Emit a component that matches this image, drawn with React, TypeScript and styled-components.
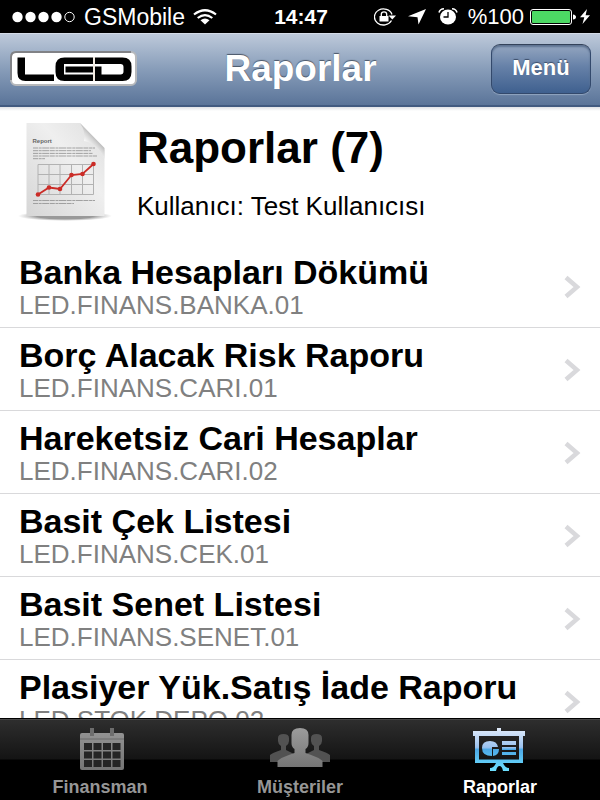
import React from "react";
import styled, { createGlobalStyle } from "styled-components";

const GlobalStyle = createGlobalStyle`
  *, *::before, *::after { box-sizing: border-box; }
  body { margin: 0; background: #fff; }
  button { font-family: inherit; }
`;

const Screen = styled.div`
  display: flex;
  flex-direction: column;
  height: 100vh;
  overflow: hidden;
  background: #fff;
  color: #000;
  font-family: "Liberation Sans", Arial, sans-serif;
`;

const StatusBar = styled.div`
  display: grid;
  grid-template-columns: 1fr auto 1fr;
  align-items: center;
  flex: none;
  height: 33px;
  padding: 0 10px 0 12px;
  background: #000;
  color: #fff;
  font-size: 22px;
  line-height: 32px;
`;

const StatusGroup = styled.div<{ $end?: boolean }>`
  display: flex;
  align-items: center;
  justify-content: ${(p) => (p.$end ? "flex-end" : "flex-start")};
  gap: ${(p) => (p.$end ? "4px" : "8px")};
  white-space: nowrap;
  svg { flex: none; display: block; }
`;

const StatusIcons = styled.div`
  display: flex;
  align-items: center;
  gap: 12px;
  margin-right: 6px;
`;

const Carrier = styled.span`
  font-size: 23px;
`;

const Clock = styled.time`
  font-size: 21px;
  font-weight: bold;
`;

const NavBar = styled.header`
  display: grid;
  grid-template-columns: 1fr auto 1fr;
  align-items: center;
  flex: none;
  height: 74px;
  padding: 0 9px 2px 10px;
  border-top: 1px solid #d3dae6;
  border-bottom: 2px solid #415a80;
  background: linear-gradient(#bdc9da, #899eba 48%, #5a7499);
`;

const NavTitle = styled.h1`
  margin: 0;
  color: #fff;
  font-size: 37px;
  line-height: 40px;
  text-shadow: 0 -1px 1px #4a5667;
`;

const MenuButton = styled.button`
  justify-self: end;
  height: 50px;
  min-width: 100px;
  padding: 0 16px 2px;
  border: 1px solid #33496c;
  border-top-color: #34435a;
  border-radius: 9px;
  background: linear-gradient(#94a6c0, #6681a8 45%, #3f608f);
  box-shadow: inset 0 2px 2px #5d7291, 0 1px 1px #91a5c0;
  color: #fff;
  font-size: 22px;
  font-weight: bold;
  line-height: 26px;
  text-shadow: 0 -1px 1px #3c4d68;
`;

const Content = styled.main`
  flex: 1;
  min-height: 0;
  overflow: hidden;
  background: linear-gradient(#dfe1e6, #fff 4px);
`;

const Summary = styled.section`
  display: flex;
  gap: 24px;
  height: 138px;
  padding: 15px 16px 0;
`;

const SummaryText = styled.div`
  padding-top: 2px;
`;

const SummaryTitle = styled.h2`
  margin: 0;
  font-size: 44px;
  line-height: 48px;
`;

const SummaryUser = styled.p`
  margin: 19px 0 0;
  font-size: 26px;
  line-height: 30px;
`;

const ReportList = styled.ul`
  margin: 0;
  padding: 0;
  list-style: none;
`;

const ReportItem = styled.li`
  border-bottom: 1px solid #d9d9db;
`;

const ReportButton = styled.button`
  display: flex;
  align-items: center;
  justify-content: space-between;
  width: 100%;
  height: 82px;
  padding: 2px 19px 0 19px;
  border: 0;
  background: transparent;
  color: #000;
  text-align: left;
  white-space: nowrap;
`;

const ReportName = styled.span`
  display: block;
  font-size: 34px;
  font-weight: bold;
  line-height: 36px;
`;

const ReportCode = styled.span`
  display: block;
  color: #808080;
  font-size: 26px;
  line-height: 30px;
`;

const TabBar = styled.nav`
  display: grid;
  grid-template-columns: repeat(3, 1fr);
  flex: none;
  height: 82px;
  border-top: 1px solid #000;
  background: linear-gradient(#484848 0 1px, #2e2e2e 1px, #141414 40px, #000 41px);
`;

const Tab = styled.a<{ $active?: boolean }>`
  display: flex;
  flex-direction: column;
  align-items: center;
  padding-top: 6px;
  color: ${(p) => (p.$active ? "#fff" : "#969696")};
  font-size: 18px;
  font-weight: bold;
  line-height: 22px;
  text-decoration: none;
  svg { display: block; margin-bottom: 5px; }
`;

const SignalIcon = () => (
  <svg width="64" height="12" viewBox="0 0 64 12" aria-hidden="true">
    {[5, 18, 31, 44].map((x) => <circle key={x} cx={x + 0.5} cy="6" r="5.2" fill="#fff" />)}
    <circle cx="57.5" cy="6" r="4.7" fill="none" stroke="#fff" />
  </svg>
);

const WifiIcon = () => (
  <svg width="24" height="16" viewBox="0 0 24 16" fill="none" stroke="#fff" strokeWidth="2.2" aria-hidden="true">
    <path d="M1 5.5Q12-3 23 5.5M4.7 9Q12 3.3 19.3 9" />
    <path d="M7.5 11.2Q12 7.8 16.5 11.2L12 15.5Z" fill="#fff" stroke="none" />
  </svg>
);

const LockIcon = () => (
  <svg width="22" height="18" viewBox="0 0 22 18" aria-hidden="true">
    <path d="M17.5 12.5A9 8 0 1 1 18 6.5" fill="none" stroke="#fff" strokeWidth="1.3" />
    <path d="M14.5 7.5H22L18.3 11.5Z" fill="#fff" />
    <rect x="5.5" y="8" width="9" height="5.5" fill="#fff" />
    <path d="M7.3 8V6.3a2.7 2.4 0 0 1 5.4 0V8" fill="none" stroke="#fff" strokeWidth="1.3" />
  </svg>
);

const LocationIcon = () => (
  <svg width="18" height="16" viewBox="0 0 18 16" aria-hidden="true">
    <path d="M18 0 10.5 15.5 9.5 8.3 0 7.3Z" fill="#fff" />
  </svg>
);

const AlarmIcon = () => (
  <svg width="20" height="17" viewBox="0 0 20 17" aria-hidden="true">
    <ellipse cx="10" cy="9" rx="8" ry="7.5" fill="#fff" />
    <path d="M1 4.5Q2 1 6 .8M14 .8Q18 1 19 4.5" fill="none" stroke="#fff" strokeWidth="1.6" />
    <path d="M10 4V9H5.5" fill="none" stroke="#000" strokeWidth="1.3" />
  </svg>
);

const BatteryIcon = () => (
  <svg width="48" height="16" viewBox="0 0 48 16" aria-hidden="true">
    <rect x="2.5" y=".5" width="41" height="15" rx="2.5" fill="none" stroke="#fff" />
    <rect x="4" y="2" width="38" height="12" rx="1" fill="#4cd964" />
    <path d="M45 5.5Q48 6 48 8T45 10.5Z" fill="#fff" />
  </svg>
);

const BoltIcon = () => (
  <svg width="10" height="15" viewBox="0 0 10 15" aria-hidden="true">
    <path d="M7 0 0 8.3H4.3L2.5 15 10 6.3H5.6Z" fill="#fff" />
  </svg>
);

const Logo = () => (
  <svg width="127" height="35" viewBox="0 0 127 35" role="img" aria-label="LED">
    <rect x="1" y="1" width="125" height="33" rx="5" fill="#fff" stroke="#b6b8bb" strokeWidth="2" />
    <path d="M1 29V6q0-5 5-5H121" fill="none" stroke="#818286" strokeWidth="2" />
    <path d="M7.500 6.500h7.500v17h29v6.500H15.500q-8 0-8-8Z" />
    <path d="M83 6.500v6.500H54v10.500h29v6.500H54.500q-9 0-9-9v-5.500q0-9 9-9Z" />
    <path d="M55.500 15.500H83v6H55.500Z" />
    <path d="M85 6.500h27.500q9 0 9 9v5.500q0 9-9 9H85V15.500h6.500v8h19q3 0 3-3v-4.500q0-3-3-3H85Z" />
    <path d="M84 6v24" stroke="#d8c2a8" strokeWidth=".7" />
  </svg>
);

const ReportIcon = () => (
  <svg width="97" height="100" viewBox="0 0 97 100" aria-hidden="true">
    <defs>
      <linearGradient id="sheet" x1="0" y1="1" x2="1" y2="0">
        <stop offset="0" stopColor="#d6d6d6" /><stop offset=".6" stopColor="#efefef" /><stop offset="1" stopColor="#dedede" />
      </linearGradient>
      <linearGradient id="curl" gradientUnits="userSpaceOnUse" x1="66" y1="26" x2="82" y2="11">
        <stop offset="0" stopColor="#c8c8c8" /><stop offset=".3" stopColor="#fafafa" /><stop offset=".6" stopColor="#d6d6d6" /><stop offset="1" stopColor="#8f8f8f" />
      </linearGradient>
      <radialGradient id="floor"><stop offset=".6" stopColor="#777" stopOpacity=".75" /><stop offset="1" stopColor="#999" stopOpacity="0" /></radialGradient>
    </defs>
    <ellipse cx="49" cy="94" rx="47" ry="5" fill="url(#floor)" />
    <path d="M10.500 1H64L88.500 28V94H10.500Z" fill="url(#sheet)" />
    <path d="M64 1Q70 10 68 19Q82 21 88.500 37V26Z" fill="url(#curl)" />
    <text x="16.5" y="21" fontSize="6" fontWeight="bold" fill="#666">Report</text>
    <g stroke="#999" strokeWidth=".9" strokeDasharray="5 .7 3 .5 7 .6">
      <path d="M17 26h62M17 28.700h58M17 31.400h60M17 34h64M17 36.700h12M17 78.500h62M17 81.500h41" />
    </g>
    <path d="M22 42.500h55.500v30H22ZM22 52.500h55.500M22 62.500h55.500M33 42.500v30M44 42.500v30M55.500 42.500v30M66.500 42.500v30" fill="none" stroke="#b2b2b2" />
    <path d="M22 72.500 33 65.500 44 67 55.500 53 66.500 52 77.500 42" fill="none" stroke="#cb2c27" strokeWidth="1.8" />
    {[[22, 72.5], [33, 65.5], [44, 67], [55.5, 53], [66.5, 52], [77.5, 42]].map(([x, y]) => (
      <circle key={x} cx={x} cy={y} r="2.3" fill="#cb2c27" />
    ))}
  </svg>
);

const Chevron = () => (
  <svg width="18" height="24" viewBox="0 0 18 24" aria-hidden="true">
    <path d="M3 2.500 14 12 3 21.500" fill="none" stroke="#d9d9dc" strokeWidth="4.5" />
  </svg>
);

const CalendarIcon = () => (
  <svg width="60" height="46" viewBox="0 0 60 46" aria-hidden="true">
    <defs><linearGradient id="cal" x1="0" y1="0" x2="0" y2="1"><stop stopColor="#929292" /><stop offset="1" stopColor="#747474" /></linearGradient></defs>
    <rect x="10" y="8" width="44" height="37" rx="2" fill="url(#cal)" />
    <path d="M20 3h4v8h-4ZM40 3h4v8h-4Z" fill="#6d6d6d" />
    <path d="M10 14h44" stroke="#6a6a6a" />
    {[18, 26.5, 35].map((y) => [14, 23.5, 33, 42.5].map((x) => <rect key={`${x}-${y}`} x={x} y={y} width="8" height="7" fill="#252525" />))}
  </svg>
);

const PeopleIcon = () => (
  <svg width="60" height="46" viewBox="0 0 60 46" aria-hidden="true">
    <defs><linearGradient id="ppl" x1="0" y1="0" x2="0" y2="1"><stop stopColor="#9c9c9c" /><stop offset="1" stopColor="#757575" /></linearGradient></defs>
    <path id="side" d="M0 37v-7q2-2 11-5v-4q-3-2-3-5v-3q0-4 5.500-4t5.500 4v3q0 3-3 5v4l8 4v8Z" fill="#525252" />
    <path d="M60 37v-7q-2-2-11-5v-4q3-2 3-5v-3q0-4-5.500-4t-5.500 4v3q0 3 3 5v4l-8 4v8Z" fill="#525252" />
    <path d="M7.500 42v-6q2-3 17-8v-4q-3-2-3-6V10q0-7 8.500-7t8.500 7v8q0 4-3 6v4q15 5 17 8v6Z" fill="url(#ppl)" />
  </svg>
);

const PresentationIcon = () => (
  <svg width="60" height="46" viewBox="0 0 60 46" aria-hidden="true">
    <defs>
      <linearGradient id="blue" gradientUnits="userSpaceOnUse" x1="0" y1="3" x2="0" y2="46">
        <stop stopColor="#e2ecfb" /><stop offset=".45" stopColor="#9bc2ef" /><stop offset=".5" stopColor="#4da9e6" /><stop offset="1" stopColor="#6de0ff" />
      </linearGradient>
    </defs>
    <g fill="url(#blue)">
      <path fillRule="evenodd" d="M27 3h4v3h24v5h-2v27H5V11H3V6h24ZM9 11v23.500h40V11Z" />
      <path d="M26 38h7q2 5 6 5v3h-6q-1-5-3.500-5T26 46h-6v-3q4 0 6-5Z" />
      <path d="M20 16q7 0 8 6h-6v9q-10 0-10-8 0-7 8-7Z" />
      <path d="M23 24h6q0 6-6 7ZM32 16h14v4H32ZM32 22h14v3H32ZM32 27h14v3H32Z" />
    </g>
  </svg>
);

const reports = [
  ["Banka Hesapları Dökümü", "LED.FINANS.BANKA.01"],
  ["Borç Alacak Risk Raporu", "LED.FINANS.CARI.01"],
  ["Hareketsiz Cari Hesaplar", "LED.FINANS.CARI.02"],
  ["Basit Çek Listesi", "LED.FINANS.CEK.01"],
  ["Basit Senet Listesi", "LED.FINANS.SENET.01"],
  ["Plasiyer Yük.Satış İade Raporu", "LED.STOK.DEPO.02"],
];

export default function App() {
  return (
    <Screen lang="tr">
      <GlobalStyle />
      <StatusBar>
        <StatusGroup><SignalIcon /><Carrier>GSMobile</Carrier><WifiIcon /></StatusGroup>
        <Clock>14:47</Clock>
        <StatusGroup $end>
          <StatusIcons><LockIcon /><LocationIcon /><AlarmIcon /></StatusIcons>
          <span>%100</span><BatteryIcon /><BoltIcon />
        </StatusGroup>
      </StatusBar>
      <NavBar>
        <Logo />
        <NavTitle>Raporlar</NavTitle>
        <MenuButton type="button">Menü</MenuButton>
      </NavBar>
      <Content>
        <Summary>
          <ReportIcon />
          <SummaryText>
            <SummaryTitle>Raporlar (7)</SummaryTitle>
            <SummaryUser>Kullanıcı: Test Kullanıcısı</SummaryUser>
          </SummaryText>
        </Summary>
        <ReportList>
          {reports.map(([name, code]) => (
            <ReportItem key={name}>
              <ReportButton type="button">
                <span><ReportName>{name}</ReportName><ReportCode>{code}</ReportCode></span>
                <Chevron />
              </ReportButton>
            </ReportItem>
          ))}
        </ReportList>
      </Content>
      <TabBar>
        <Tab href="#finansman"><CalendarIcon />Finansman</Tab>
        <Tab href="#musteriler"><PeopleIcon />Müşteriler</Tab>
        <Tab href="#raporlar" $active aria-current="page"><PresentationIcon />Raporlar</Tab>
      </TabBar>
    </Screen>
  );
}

****************

Report how many lines hold the string "React", giving the number and nothing else.

- [Reply to the exercise] 2